- **DESCRIPTION OF THE TASK**:
Make an exact copy of all the material below, apart from the pictures.

BEGIN

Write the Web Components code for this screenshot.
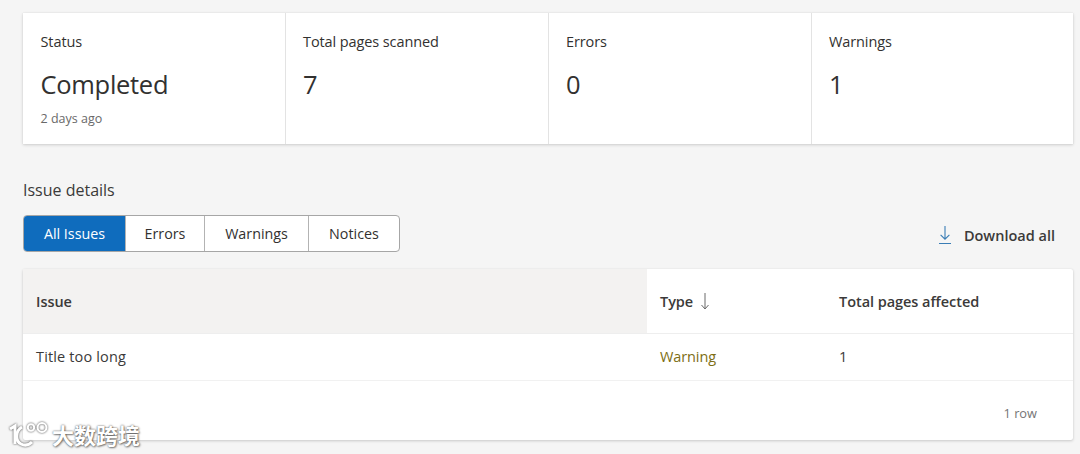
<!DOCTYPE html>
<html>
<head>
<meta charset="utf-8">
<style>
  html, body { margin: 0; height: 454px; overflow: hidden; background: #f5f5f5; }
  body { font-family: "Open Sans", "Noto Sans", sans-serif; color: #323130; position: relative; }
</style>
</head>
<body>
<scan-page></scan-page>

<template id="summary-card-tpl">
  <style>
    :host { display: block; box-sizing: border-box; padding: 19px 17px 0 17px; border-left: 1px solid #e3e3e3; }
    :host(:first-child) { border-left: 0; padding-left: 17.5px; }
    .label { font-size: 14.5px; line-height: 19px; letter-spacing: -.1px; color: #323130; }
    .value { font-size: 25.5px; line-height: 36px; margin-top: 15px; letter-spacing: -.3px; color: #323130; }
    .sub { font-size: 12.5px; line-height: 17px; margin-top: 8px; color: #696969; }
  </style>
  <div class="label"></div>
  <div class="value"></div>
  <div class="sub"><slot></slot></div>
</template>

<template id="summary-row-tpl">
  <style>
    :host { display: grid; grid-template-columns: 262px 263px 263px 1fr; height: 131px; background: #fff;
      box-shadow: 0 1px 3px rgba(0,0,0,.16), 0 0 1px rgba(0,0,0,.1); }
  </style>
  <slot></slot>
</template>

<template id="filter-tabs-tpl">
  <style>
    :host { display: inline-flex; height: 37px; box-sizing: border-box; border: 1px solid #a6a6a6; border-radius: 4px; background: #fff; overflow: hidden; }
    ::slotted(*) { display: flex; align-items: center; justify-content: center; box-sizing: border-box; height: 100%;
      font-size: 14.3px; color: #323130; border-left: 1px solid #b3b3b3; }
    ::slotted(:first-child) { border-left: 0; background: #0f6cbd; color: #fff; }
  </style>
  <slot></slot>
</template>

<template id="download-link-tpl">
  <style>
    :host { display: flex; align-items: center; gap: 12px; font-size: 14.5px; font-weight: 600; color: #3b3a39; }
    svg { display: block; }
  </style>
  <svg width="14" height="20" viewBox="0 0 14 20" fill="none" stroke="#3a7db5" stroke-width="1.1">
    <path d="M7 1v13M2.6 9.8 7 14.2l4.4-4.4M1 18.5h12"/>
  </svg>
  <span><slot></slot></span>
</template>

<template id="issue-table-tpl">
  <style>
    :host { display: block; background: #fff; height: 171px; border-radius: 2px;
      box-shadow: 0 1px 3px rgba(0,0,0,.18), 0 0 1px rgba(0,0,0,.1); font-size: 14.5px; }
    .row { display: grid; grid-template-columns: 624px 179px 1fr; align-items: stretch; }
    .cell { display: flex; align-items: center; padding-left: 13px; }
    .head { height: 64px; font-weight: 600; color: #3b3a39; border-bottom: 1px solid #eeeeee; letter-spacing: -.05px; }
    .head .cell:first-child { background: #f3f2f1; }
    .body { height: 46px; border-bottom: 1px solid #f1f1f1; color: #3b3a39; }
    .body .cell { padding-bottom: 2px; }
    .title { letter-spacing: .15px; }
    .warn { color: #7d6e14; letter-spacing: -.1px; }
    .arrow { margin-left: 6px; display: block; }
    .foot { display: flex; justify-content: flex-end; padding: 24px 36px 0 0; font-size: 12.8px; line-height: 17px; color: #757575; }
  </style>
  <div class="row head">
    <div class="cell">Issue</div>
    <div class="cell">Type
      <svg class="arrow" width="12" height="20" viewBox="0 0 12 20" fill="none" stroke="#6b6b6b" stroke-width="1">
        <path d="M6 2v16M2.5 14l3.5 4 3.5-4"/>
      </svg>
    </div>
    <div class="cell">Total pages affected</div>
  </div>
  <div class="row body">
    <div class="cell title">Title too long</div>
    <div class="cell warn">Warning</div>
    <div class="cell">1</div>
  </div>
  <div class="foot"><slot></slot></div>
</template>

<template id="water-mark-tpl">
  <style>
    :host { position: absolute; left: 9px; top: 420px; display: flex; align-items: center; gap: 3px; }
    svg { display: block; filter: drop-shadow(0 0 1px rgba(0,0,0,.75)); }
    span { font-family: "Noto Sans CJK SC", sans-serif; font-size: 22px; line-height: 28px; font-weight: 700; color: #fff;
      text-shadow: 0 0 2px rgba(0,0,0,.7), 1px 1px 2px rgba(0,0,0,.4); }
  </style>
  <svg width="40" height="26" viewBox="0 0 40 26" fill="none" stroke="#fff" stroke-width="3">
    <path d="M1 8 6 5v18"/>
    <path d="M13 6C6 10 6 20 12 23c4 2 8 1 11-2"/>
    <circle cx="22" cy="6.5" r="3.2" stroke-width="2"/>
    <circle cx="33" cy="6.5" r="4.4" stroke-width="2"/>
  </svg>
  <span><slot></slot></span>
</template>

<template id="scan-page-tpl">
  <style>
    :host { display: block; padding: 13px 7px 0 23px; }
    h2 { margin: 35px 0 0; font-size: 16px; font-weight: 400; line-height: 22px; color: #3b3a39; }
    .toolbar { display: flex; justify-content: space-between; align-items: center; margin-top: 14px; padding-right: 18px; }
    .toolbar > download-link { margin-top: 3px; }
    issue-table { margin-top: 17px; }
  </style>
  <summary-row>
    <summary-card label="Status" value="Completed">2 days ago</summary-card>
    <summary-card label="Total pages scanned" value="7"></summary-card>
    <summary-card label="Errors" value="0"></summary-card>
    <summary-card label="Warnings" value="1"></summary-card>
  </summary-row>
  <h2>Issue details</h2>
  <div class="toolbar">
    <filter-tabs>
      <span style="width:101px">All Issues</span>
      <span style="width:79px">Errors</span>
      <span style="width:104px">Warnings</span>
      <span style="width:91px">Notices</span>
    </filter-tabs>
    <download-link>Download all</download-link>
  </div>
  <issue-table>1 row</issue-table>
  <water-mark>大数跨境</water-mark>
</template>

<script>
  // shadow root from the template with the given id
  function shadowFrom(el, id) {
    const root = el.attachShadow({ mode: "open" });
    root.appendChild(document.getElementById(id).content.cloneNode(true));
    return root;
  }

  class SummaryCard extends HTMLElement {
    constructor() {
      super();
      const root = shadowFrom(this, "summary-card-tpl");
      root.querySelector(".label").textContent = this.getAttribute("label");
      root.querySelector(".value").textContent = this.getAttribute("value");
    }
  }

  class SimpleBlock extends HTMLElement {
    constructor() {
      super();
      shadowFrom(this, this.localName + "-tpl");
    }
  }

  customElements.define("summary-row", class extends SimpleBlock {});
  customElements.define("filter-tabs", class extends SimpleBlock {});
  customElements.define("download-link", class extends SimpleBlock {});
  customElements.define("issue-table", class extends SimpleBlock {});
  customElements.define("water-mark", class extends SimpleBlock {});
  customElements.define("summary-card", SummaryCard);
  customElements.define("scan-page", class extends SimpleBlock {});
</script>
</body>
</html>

END

- **REPLY TO THE TASK**:
Write the Web Components code for this screenshot.
<!DOCTYPE html>
<html>
<head>
<meta charset="utf-8">
<style>
  html, body { margin: 0; height: 454px; overflow: hidden; background: #f5f5f5; }
  body { font-family: "Open Sans", "Noto Sans", sans-serif; color: #323130; position: relative; }
</style>
</head>
<body>
<scan-page></scan-page>

<template id="summary-card-tpl">
  <style>
    :host { display: block; box-sizing: border-box; padding: 19px 17px 0 17px; border-left: 1px solid #e3e3e3; }
    :host(:first-child) { border-left: 0; padding-left: 17.5px; }
    .label { font-size: 14.5px; line-height: 19px; letter-spacing: -.1px; color: #323130; }
    .value { font-size: 25.5px; line-height: 36px; margin-top: 15px; letter-spacing: -.3px; color: #323130; }
    .sub { font-size: 12.5px; line-height: 17px; margin-top: 8px; color: #696969; }
  </style>
  <div class="label"></div>
  <div class="value"></div>
  <div class="sub"><slot></slot></div>
</template>

<template id="summary-row-tpl">
  <style>
    :host { display: grid; grid-template-columns: 262px 263px 263px 1fr; height: 131px; background: #fff;
      box-shadow: 0 1px 3px rgba(0,0,0,.16), 0 0 1px rgba(0,0,0,.1); }
  </style>
  <slot></slot>
</template>

<template id="filter-tabs-tpl">
  <style>
    :host { display: inline-flex; height: 37px; box-sizing: border-box; border: 1px solid #a6a6a6; border-radius: 4px; background: #fff; overflow: hidden; }
    ::slotted(*) { display: flex; align-items: center; justify-content: center; box-sizing: border-box; height: 100%;
      font-size: 14.3px; color: #323130; border-left: 1px solid #b3b3b3; }
    ::slotted(:first-child) { border-left: 0; background: #0f6cbd; color: #fff; }
  </style>
  <slot></slot>
</template>

<template id="download-link-tpl">
  <style>
    :host { display: flex; align-items: center; gap: 12px; font-size: 14.5px; font-weight: 600; color: #3b3a39; }
    svg { display: block; }
  </style>
  <svg width="14" height="20" viewBox="0 0 14 20" fill="none" stroke="#3a7db5" stroke-width="1.1">
    <path d="M7 1v13M2.6 9.8 7 14.2l4.4-4.4M1 18.5h12"/>
  </svg>
  <span><slot></slot></span>
</template>

<template id="issue-table-tpl">
  <style>
    :host { display: block; background: #fff; height: 171px; border-radius: 2px;
      box-shadow: 0 1px 3px rgba(0,0,0,.18), 0 0 1px rgba(0,0,0,.1); font-size: 14.5px; }
    .row { display: grid; grid-template-columns: 624px 179px 1fr; align-items: stretch; }
    .cell { display: flex; align-items: center; padding-left: 13px; }
    .head { height: 64px; font-weight: 600; color: #3b3a39; border-bottom: 1px solid #eeeeee; letter-spacing: -.05px; }
    .head .cell:first-child { background: #f3f2f1; }
    .body { height: 46px; border-bottom: 1px solid #f1f1f1; color: #3b3a39; }
    .body .cell { padding-bottom: 2px; }
    .title { letter-spacing: .15px; }
    .warn { color: #7d6e14; letter-spacing: -.1px; }
    .arrow { margin-left: 6px; display: block; }
    .foot { display: flex; justify-content: flex-end; padding: 24px 36px 0 0; font-size: 12.8px; line-height: 17px; color: #757575; }
  </style>
  <div class="row head">
    <div class="cell">Issue</div>
    <div class="cell">Type
      <svg class="arrow" width="12" height="20" viewBox="0 0 12 20" fill="none" stroke="#6b6b6b" stroke-width="1">
        <path d="M6 2v16M2.5 14l3.5 4 3.5-4"/>
      </svg>
    </div>
    <div class="cell">Total pages affected</div>
  </div>
  <div class="row body">
    <div class="cell title">Title too long</div>
    <div class="cell warn">Warning</div>
    <div class="cell">1</div>
  </div>
  <div class="foot"><slot></slot></div>
</template>

<template id="water-mark-tpl">
  <style>
    :host { position: absolute; left: 9px; top: 420px; display: flex; align-items: center; gap: 3px; }
    svg { display: block; filter: drop-shadow(0 0 1px rgba(0,0,0,.75)); }
    span { font-family: "Noto Sans CJK SC", sans-serif; font-size: 22px; line-height: 28px; font-weight: 700; color: #fff;
      text-shadow: 0 0 2px rgba(0,0,0,.7), 1px 1px 2px rgba(0,0,0,.4); }
  </style>
  <svg width="40" height="26" viewBox="0 0 40 26" fill="none" stroke="#fff" stroke-width="3">
    <path d="M1 8 6 5v18"/>
    <path d="M13 6C6 10 6 20 12 23c4 2 8 1 11-2"/>
    <circle cx="22" cy="6.5" r="3.2" stroke-width="2"/>
    <circle cx="33" cy="6.5" r="4.4" stroke-width="2"/>
  </svg>
  <span><slot></slot></span>
</template>

<template id="scan-page-tpl">
  <style>
    :host { display: block; padding: 13px 7px 0 23px; }
    h2 { margin: 35px 0 0; font-size: 16px; font-weight: 400; line-height: 22px; color: #3b3a39; }
    .toolbar { display: flex; justify-content: space-between; align-items: center; margin-top: 14px; padding-right: 18px; }
    .toolbar > download-link { margin-top: 3px; }
    issue-table { margin-top: 17px; }
  </style>
  <summary-row>
    <summary-card label="Status" value="Completed">2 days ago</summary-card>
    <summary-card label="Total pages scanned" value="7"></summary-card>
    <summary-card label="Errors" value="0"></summary-card>
    <summary-card label="Warnings" value="1"></summary-card>
  </summary-row>
  <h2>Issue details</h2>
  <div class="toolbar">
    <filter-tabs>
      <span style="width:101px">All Issues</span>
      <span style="width:79px">Errors</span>
      <span style="width:104px">Warnings</span>
      <span style="width:91px">Notices</span>
    </filter-tabs>
    <download-link>Download all</download-link>
  </div>
  <issue-table>1 row</issue-table>
  <water-mark>大数跨境</water-mark>
</template>

<script>
  // shadow root from the template with the given id
  function shadowFrom(el, id) {
    const root = el.attachShadow({ mode: "open" });
    root.appendChild(document.getElementById(id).content.cloneNode(true));
    return root;
  }

  class SummaryCard extends HTMLElement {
    constructor() {
      super();
      const root = shadowFrom(this, "summary-card-tpl");
      root.querySelector(".label").textContent = this.getAttribute("label");
      root.querySelector(".value").textContent = this.getAttribute("value");
    }
  }

  class SimpleBlock extends HTMLElement {
    constructor() {
      super();
      shadowFrom(this, this.localName + "-tpl");
    }
  }

  customElements.define("summary-row", class extends SimpleBlock {});
  customElements.define("filter-tabs", class extends SimpleBlock {});
  customElements.define("download-link", class extends SimpleBlock {});
  customElements.define("issue-table", class extends SimpleBlock {});
  customElements.define("water-mark", class extends SimpleBlock {});
  customElements.define("summary-card", SummaryCard);
  customElements.define("scan-page", class extends SimpleBlock {});
</script>
</body>
</html>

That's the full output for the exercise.